Make an exact copy of the data below, leaving out every picture.

──────── MATERIAL PROVIDED ────────

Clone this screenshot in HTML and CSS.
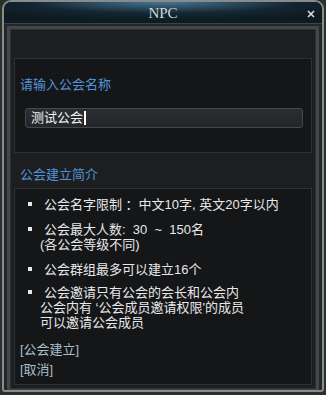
FILE: index.html
```html
<!DOCTYPE html>
<html lang="zh">
<head>
    <meta charset="UTF-8">
    <title>NPC</title>
    <link rel="stylesheet" href="styles.css">
</head>
<body>
    <div class="window">
        <div class="titlebar">
            <span class="title">NPC</span>
            <svg class="close" width="8" height="8" viewBox="0 0 8 8">
                <path d="M1 1 L7 7 M7 1 L1 7" stroke="#d8e0e4" stroke-width="1.6"/>
            </svg>
        </div>

        <div class="frame">
            <div class="box name-box">
                <div class="label">请输入公会名称</div>
                <div class="input">
                    <span>测试公会</span><span class="cursor"></span>
                </div>
            </div>

            <div class="section-title">公会建立简介</div>

            <div class="box info-box">
                <ul class="rules">
                    <li>公会名字限制 ：中文10字, 英文20字以内</li>
                    <li>公会最大人数:&nbsp;&nbsp;30&nbsp;&nbsp;~&nbsp;&nbsp;150名<br><span class="cont">(各公会等级不同)</span></li>
                    <li>公会群组最多可以建立16个</li>
                    <li class="tight">公会邀请只有公会的会长和公会内<br><span class="cont">公会内有 ‘公会成员邀请权限'的成员</span><br><span class="cont">可以邀请公会成员</span></li>
                </ul>
                <div class="links">
                    <a class="link">[公会建立]</a>
                    <a class="link">[取消]</a>
                </div>
            </div>
        </div>
    </div>
</body>
</html>
```

FILE: styles.css
```css
body {
    margin: 0;
    background: #2b3129;
    font-family: "Liberation Sans", "Noto Sans CJK SC", sans-serif;
    font-size: 13px;
}

.window {
    box-sizing: border-box;
    width: 322px;
    height: 392px;
    margin: 0 2px;
    border: 2px solid #868b8e;
    border-radius: 9px 9px 3px 3px;
    background: #24272a;
    overflow: hidden;
}

.titlebar {
    position: relative;
    height: 22px;
    box-sizing: border-box;
    border-bottom: 1px solid #33464f;
    background:
        radial-gradient(ellipse 70% 90% at 50% 0%, rgba(90, 150, 190, 0.75), rgba(40, 80, 110, 0.25) 60%, transparent 100%),
        linear-gradient(#0c161b, #0e1b21);
    text-align: center;
}

.title {
    font-family: "Liberation Serif", serif;
    font-size: 15px;
    line-height: 22px;
    color: #cdd7db;
}

.close {
    position: absolute;
    right: 7px;
    top: 8px;
}

.frame {
    margin: 2px 3px;
    border: 3px solid #43474a;
    box-shadow: inset 0 0 0 1px #2d3032;
    background: #1c1e20;
    padding: 29px 4px 4px;
}

.box {
    border: 1px solid #2e3134;
    background: #151618;
}

.name-box {
    box-sizing: content-box;
    height: 75px;
    padding-top: 18px;
}

.label,
.section-title {
    color: #5293d8;
    line-height: 16px;
    margin-left: 5px;
}

.input {
    width: 278px;
    height: 20px;
    box-sizing: border-box;
    margin: 15px 0 0 10px;
    padding-left: 5px;
    border: 1px solid #45484b;
    border-radius: 3px;
    background: linear-gradient(#2b2d30, #232528);
    color: #f2f2f2;
    line-height: 18px;
    display: flex;
    align-items: center;
}

.cursor {
    display: inline-block;
    width: 2px;
    height: 14px;
    margin-left: 1px;
    background: #ffffff;
}

.section-title {
    margin: 14px 0 5px 6px;
}

.info-box {
    padding: 8px 0 2px 5px;
}

.rules {
    list-style: none;
    margin: 0;
    padding: 0 0 0 20px;
    color: #e8e8e8;
    line-height: 15px;
}

.rules li {
    position: relative;
    margin-bottom: 10px;
    text-indent: 4px;
}

.rules li.tight {
    margin-top: -2px;
    margin-bottom: 0;
}

.rules li::before {
    content: "";
    position: absolute;
    left: -12px;
    top: 5px;
    width: 4px;
    height: 4px;
    background: #e8e8e8;
}

.cont {
    display: inline-block;
    text-indent: 0;
}

.links {
    margin-top: 12px;
}

.link {
    display: block;
    color: #a9bfc8;
    line-height: 16px;
    margin-bottom: 4px;
    cursor: pointer;
}
```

────────

[FULL OUTPUT]
Clone this screenshot in HTML and CSS.
FILE: index.html
```html
<!DOCTYPE html>
<html lang="zh">
<head>
    <meta charset="UTF-8">
    <title>NPC</title>
    <link rel="stylesheet" href="styles.css">
</head>
<body>
    <div class="window">
        <div class="titlebar">
            <span class="title">NPC</span>
            <svg class="close" width="8" height="8" viewBox="0 0 8 8">
                <path d="M1 1 L7 7 M7 1 L1 7" stroke="#d8e0e4" stroke-width="1.6"/>
            </svg>
        </div>

        <div class="frame">
            <div class="box name-box">
                <div class="label">请输入公会名称</div>
                <div class="input">
                    <span>测试公会</span><span class="cursor"></span>
                </div>
            </div>

            <div class="section-title">公会建立简介</div>

            <div class="box info-box">
                <ul class="rules">
                    <li>公会名字限制 ：中文10字, 英文20字以内</li>
                    <li>公会最大人数:&nbsp;&nbsp;30&nbsp;&nbsp;~&nbsp;&nbsp;150名<br><span class="cont">(各公会等级不同)</span></li>
                    <li>公会群组最多可以建立16个</li>
                    <li class="tight">公会邀请只有公会的会长和公会内<br><span class="cont">公会内有 ‘公会成员邀请权限'的成员</span><br><span class="cont">可以邀请公会成员</span></li>
                </ul>
                <div class="links">
                    <a class="link">[公会建立]</a>
                    <a class="link">[取消]</a>
                </div>
            </div>
        </div>
    </div>
</body>
</html>
```

FILE: styles.css
```css
body {
    margin: 0;
    background: #2b3129;
    font-family: "Liberation Sans", "Noto Sans CJK SC", sans-serif;
    font-size: 13px;
}

.window {
    box-sizing: border-box;
    width: 322px;
    height: 392px;
    margin: 0 2px;
    border: 2px solid #868b8e;
    border-radius: 9px 9px 3px 3px;
    background: #24272a;
    overflow: hidden;
}

.titlebar {
    position: relative;
    height: 22px;
    box-sizing: border-box;
    border-bottom: 1px solid #33464f;
    background:
        radial-gradient(ellipse 70% 90% at 50% 0%, rgba(90, 150, 190, 0.75), rgba(40, 80, 110, 0.25) 60%, transparent 100%),
        linear-gradient(#0c161b, #0e1b21);
    text-align: center;
}

.title {
    font-family: "Liberation Serif", serif;
    font-size: 15px;
    line-height: 22px;
    color: #cdd7db;
}

.close {
    position: absolute;
    right: 7px;
    top: 8px;
}

.frame {
    margin: 2px 3px;
    border: 3px solid #43474a;
    box-shadow: inset 0 0 0 1px #2d3032;
    background: #1c1e20;
    padding: 29px 4px 4px;
}

.box {
    border: 1px solid #2e3134;
    background: #151618;
}

.name-box {
    box-sizing: content-box;
    height: 75px;
    padding-top: 18px;
}

.label,
.section-title {
    color: #5293d8;
    line-height: 16px;
    margin-left: 5px;
}

.input {
    width: 278px;
    height: 20px;
    box-sizing: border-box;
    margin: 15px 0 0 10px;
    padding-left: 5px;
    border: 1px solid #45484b;
    border-radius: 3px;
    background: linear-gradient(#2b2d30, #232528);
    color: #f2f2f2;
    line-height: 18px;
    display: flex;
    align-items: center;
}

.cursor {
    display: inline-block;
    width: 2px;
    height: 14px;
    margin-left: 1px;
    background: #ffffff;
}

.section-title {
    margin: 14px 0 5px 6px;
}

.info-box {
    padding: 8px 0 2px 5px;
}

.rules {
    list-style: none;
    margin: 0;
    padding: 0 0 0 20px;
    color: #e8e8e8;
    line-height: 15px;
}

.rules li {
    position: relative;
    margin-bottom: 10px;
    text-indent: 4px;
}

.rules li.tight {
    margin-top: -2px;
    margin-bottom: 0;
}

.rules li::before {
    content: "";
    position: absolute;
    left: -12px;
    top: 5px;
    width: 4px;
    height: 4px;
    background: #e8e8e8;
}

.cont {
    display: inline-block;
    text-indent: 0;
}

.links {
    margin-top: 12px;
}

.link {
    display: block;
    color: #a9bfc8;
    line-height: 16px;
    margin-bottom: 4px;
    cursor: pointer;
}
```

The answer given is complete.